When I caught sight of the Koranic library burning flames 100 feet
high were bursting from the windows I raced to the offices of the
occupying power, the US Marines' Civil Affairs Bureau. An officer
shouted to a colleague that "this guy says some biblical [sic] library
is on fire". I gave the map location, the precise name in Arabic and
English. I said the smoke could be seen from three miles away and it
would take only five minutes to drive there. Half an hour later, there
wasn't an American at the scene and the flames were shooting 200 feet
into the air.
There was a time when the Arabs said that their books were written in
Cairo, printed in Beirut and read in Baghdad. Now they burn libraries in
Baghdad. In the National Archives were not just the Ottoman records of
the Caliphate, but even the dark years of the country's modern history,
handwritten accounts of the 1980-88 Iran-Iraq war, with personal
photographs and military diaries,and microfiche copies of Arabic
newspapers going back to the early 1900s.
But the older files and archives were on the upper floors of the library
where petrol must have been used to set fire so expertly to the
building. The heat was such that the marble flooring had buckled upwards
and the concrete stairs that I climbed had been cracked.
The papers on the floor were almost too hot to touch, bore no print or
writing, and crumbled into ash the moment I picked them up. Again,
standing in this shroud of blue smoke and embers, I asked the same
question: why?
So, as an all-too-painful reflection on what this means, let me quote
from the shreds of paper that I found on the road outside, blowing in
the wind, written by long-dead men who wrote to the Sublime Porte in
Istanbul or to the Court of Sharif of Mecca with expressions of loyalty
and who signed themselves "your slave". There was a request to protect a
camel convoy of tea, rice and sugar, signed by Husni Attiya al-Hijazi
(recommending Abdul Ghani-Naim and Ahmed Kindi as honest merchants), a
request for perfume and advice from Jaber al-Ayashi of the royal court
of Sharif Hussein to Baghdad to warn of robbers in the desert. "This is
just to give you our advice for which you will be highly rewarded,"
Ayashi says. "If you don't take our advice, then we have warned you." A
touch of Saddam there, I thought. The date was 1912.

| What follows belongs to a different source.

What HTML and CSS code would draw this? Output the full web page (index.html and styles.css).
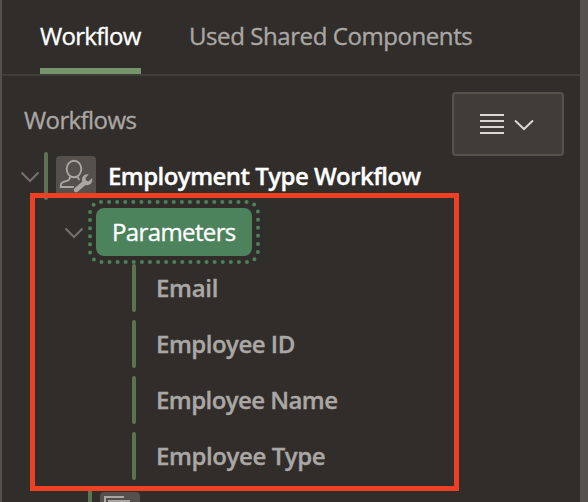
FILE: index.html
```html
<!DOCTYPE html>
<html lang="en">
<head>
<meta charset="utf-8">
<title>Workflow</title>
<link rel="stylesheet" href="styles.css">
</head>
<body>
<main class="panel">
  <nav class="tabs">
    <a class="tab active"><span class="t-workflow">Workflow</span></a>
    <a class="tab"><span class="t-shared">Used Shared Components</span></a>
  </nav>
  <header class="toolbar">
    <h2 class="heading">Workflows</h2>
    <button class="menu-button" aria-label="Options">
      <svg width="58" height="24" viewBox="0 0 58 24" fill="none" stroke="#d9d7d3" stroke-width="2"><path d="M1 3h24M1 9h24M1 15h24M1 21h24"/><path d="M36 8.500l9 8.500 9-8.500"/></svg>
    </button>
  </header>
  <div class="tree">
    <div class="row root">
      <svg class="chevron" width="20" height="12" viewBox="0 0 20 12"><path d="M1.500 1.500l8.500 8.500 8.500-8.500"/></svg>
      <i class="bar"></i>
      <span class="icon"><svg width="40" height="40" viewBox="0 0 40 40" fill="none" stroke="#aaa6a1" stroke-width="1.900"><ellipse cx="18" cy="13" rx="7.300" ry="8.200"/><path d="M14 20.500c0 2.500-.5 3.500-2.500 4.200l-4.500 1.500c-1.500.600-2.200 1.500-2.200 3v1.800h13M22 20.500c0 1.800.3 2.800 1.500 3.500"/><path fill="#aaa6a1" stroke="none" d="M18.500 32.200l7.800-6.700c-1.200-4.500 2-8.200 6.400-7.200l-3.200 3.700.7 2.700 2.600.500 3.200-3.200c1.200 4.500-2 8-6.400 7l-8 6.800c-2.200 1.700-5-1.200-3.100-3.600z"/></svg></span>
      <span class="label title">Employment Type Workflow</span>
    </div>
    <div class="row branch">
      <svg class="chevron" width="20" height="12" viewBox="0 0 20 12"><path d="M1.500 1.500l8.500 8.500 8.500-8.500"/></svg>
      <span class="selected"><span class="t-parameters">Parameters</span>
        <svg class="focus" width="172" height="64" viewBox="0 0 172 64"><rect x="2" y="2" width="168" height="60" rx="11" pathLength="432"/></svg>
      </span>
    </div>
    <div class="row leaf"><i class="bar"></i><span class="label t-email">Email</span></div>
    <div class="row leaf"><i class="bar"></i><span class="label t-id">Employee ID</span></div>
    <div class="row leaf"><i class="bar"></i><span class="label t-name">Employee Name</span></div>
    <div class="row leaf"><i class="bar"></i><span class="label t-type">Employee Type</span></div>
    <div class="row next"><i class="bar"></i><span class="icon"><svg width="40" height="40" viewBox="0 0 40 40" fill="none" stroke="#aaa6a1" stroke-width="2"><path d="M5 28V5h19M9 32V9h21"/></svg></span></div>
  </div>
  <div class="highlight"></div>
</main>
</body>
</html>
```
FILE: styles.css
```css
* { box-sizing: border-box; }
body { margin: 0; background: #312d2a; }
.panel {
  position: relative;
  width: 588px;
  height: 502px;
  overflow: hidden;
  border-left: 2px solid #55504c;
  border-right: 8px solid #55504c;
  background: #312d2a;
  color: #aaa7a4;
  font: 24px/32px "Open Sans", "Noto Sans", sans-serif;
  -webkit-text-stroke: .35px currentColor;
  white-space: nowrap;
}
.tabs {
  display: flex;
  gap: 48px;
  height: 76px;
  padding-left: 38px;
  border-bottom: 2px solid #413d39;
}
.tab { height: 74px; padding-top: 20px; }
.tab.active { width: 101px; border-bottom: 6px solid #759469; color: #fff; }
.toolbar {
  display: flex;
  justify-content: space-between;
  height: 72px;
  padding: 16px 16px 0 22px;
}
.heading { margin: 12px 0 0; font: inherit; letter-spacing: -.6px; }
.menu-button {
  display: flex;
  justify-content: center;
  align-items: center;
  width: 112px;
  height: 64px;
  padding: 0;
  border: 2px solid #55514c;
  border-radius: 4px;
  background: #403c37;
}
.row { display: flex; align-items: center; height: 56px; }
.bar { flex: none; width: 4px; height: 48px; border-radius: 2px; background: #5d7354; }
.chevron { flex: none; fill: none; stroke: #73706c; stroke-width: 2.2; }
.icon { flex: none; width: 40px; height: 40px; border-radius: 4px; background: #55504c; }
.icon svg { display: block; }
.root { padding-left: 18px; }
.root .bar { margin-left: 4px; }
.root .icon { margin: 0 12px 0 8px; }
.branch { padding-left: 62px; }
.branch .chevron { position: relative; top: 1px; }
.root .chevron { position: relative; top: 1px; }
.leaf { padding-left: 130px; }
.leaf .bar { margin-right: 20px; }
.next { padding-left: 86px; }
.next .icon { margin-left: 8px; }
.label { font-weight: 600; }
.title { color: #fff; }
.selected {
  position: relative;
  width: 156px;
  height: 48px;
  margin-left: 12px;
  padding: 8px 0 0 16px;
  border-radius: 8px;
  background: #4c825c;
  color: #fff;
}
.focus { position: absolute; left: -8px; top: -8px; fill: none; stroke: #4c825c; stroke-width: 4; stroke-linecap: round; stroke-dasharray: 0 8; }
.t-workflow { letter-spacing: -.7px; }
.t-shared { letter-spacing: -.42px; }
.t-parameters { letter-spacing: -.62px; }
.title { letter-spacing: -.54px; }
.t-email { letter-spacing: -.3px; }
.t-id { letter-spacing: -.5px; }
.t-name { letter-spacing: -.56px; }
.t-type { letter-spacing: -.4px; }
.highlight {
  position: absolute;
  left: 28px;
  top: 193px;
  width: 429px;
  height: 298px;
  border: 5px solid #ee4023;
}
```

Some of the documents list the cost of bullets, military horses and
artillery for Ottoman armies in Baghdad and Arabia, others record the
opening of the first telephone exchange in the Hejaz soon to be Saudi
Arabia while one recounts, from the village of Azrak in modern-day
Jordan, the theft of clothes from a camel train by Ali bin Kassem, who
attacked his interrogators "with a knife and tried to stab them but was
restrained and later bought off". There is a 19th-century letter of
recommendation for a merchant, Yahyia Messoudi, "a man of the highest
morals, of good conduct and who works with the [Ottoman] government."
This, in other words, was the tapestry of Arab history all that is
left of it, which fell into The Independent's hands as the mass of
documents crackled in the immense heat of the ruins.
King Faisal of the Hejaz, the ruler of Mecca, whose staff are the
authors of many of the letters I saved, was later deposed by the Saudis.
His son Faisel became king of Iraq Winston Churchill gave him Baghdad
after the French threw him out of Damascus and his brother Abdullah
became the first king of Jordan, the father of King Hussein and the
grandfather of the present-day Jordanian monarch, King Abdullah II.
For almost a thousand years, Baghdad was the cultural capital of the
Arab world, the most literate population in the Middle East. Genghis
Khan's grandson burnt the city in the 13th century and, so it was said,
the Tigris river ran black with the ink of books. Yesterday, the black
ashes of thousands of ancient documents filled the skies of Iraq. Why?